• **TASK DESCRIPTION**:
Restate the whole of the material. Keep every word, and drop the pictures.

• **DATASET EXTRACT**:
____________________
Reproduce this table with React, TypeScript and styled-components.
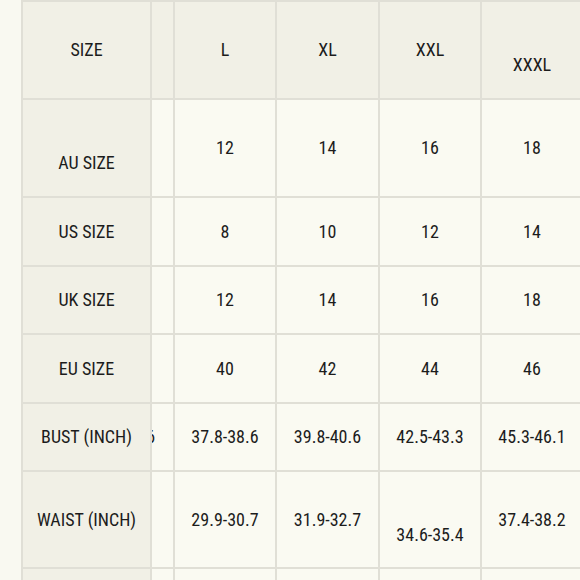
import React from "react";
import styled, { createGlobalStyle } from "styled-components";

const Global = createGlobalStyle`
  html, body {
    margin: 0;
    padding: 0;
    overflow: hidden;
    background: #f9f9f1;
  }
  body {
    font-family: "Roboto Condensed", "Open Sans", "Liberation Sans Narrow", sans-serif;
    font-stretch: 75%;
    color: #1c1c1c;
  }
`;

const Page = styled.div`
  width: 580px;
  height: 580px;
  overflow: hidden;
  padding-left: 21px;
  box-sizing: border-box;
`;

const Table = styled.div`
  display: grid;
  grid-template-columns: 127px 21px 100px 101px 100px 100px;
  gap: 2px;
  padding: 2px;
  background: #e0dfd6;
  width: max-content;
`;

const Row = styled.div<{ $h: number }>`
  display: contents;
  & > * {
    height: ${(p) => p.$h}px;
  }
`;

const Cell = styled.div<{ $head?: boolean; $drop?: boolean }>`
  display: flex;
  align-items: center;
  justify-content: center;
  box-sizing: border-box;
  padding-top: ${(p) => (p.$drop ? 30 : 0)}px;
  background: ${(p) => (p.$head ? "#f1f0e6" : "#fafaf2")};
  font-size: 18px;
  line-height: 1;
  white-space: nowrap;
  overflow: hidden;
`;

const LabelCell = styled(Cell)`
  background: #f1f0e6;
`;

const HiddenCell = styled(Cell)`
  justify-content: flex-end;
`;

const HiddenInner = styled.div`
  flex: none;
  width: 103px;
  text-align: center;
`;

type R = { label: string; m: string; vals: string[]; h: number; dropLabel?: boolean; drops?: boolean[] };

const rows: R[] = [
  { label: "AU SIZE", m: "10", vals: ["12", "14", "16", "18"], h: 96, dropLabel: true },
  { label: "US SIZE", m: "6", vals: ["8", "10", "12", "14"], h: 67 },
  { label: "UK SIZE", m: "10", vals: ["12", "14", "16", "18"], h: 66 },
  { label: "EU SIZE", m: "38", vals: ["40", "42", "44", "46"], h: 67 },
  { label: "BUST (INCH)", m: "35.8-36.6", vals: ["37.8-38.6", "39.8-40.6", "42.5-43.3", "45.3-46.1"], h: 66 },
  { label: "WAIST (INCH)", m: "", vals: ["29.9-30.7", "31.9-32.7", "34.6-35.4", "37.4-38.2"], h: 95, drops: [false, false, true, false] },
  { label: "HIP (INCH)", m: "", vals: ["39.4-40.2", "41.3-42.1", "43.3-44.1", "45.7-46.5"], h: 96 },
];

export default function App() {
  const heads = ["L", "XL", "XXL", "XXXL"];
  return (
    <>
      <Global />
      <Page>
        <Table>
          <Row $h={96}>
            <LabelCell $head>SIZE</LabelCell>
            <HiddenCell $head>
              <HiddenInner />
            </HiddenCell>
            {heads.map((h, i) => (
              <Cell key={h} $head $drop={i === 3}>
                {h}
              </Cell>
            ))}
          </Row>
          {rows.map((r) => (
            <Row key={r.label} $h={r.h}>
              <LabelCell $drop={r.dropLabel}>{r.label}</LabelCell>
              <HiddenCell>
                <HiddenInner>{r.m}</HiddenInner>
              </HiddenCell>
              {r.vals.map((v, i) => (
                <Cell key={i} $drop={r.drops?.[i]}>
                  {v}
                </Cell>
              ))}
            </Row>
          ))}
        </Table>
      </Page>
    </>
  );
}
____________________
• **EXERCISE SOLUTION**:
Reproduce this table with React, TypeScript and styled-components.
import React from "react";
import styled, { createGlobalStyle } from "styled-components";

const Global = createGlobalStyle`
  html, body {
    margin: 0;
    padding: 0;
    overflow: hidden;
    background: #f9f9f1;
  }
  body {
    font-family: "Roboto Condensed", "Open Sans", "Liberation Sans Narrow", sans-serif;
    font-stretch: 75%;
    color: #1c1c1c;
  }
`;

const Page = styled.div`
  width: 580px;
  height: 580px;
  overflow: hidden;
  padding-left: 21px;
  box-sizing: border-box;
`;

const Table = styled.div`
  display: grid;
  grid-template-columns: 127px 21px 100px 101px 100px 100px;
  gap: 2px;
  padding: 2px;
  background: #e0dfd6;
  width: max-content;
`;

const Row = styled.div<{ $h: number }>`
  display: contents;
  & > * {
    height: ${(p) => p.$h}px;
  }
`;

const Cell = styled.div<{ $head?: boolean; $drop?: boolean }>`
  display: flex;
  align-items: center;
  justify-content: center;
  box-sizing: border-box;
  padding-top: ${(p) => (p.$drop ? 30 : 0)}px;
  background: ${(p) => (p.$head ? "#f1f0e6" : "#fafaf2")};
  font-size: 18px;
  line-height: 1;
  white-space: nowrap;
  overflow: hidden;
`;

const LabelCell = styled(Cell)`
  background: #f1f0e6;
`;

const HiddenCell = styled(Cell)`
  justify-content: flex-end;
`;

const HiddenInner = styled.div`
  flex: none;
  width: 103px;
  text-align: center;
`;

type R = { label: string; m: string; vals: string[]; h: number; dropLabel?: boolean; drops?: boolean[] };

const rows: R[] = [
  { label: "AU SIZE", m: "10", vals: ["12", "14", "16", "18"], h: 96, dropLabel: true },
  { label: "US SIZE", m: "6", vals: ["8", "10", "12", "14"], h: 67 },
  { label: "UK SIZE", m: "10", vals: ["12", "14", "16", "18"], h: 66 },
  { label: "EU SIZE", m: "38", vals: ["40", "42", "44", "46"], h: 67 },
  { label: "BUST (INCH)", m: "35.8-36.6", vals: ["37.8-38.6", "39.8-40.6", "42.5-43.3", "45.3-46.1"], h: 66 },
  { label: "WAIST (INCH)", m: "", vals: ["29.9-30.7", "31.9-32.7", "34.6-35.4", "37.4-38.2"], h: 95, drops: [false, false, true, false] },
  { label: "HIP (INCH)", m: "", vals: ["39.4-40.2", "41.3-42.1", "43.3-44.1", "45.7-46.5"], h: 96 },
];

export default function App() {
  const heads = ["L", "XL", "XXL", "XXXL"];
  return (
    <>
      <Global />
      <Page>
        <Table>
          <Row $h={96}>
            <LabelCell $head>SIZE</LabelCell>
            <HiddenCell $head>
              <HiddenInner />
            </HiddenCell>
            {heads.map((h, i) => (
              <Cell key={h} $head $drop={i === 3}>
                {h}
              </Cell>
            ))}
          </Row>
          {rows.map((r) => (
            <Row key={r.label} $h={r.h}>
              <LabelCell $drop={r.dropLabel}>{r.label}</LabelCell>
              <HiddenCell>
                <HiddenInner>{r.m}</HiddenInner>
              </HiddenCell>
              {r.vals.map((v, i) => (
                <Cell key={i} $drop={r.drops?.[i]}>
                  {v}
                </Cell>
              ))}
            </Row>
          ))}
        </Table>
      </Page>
    </>
  );
}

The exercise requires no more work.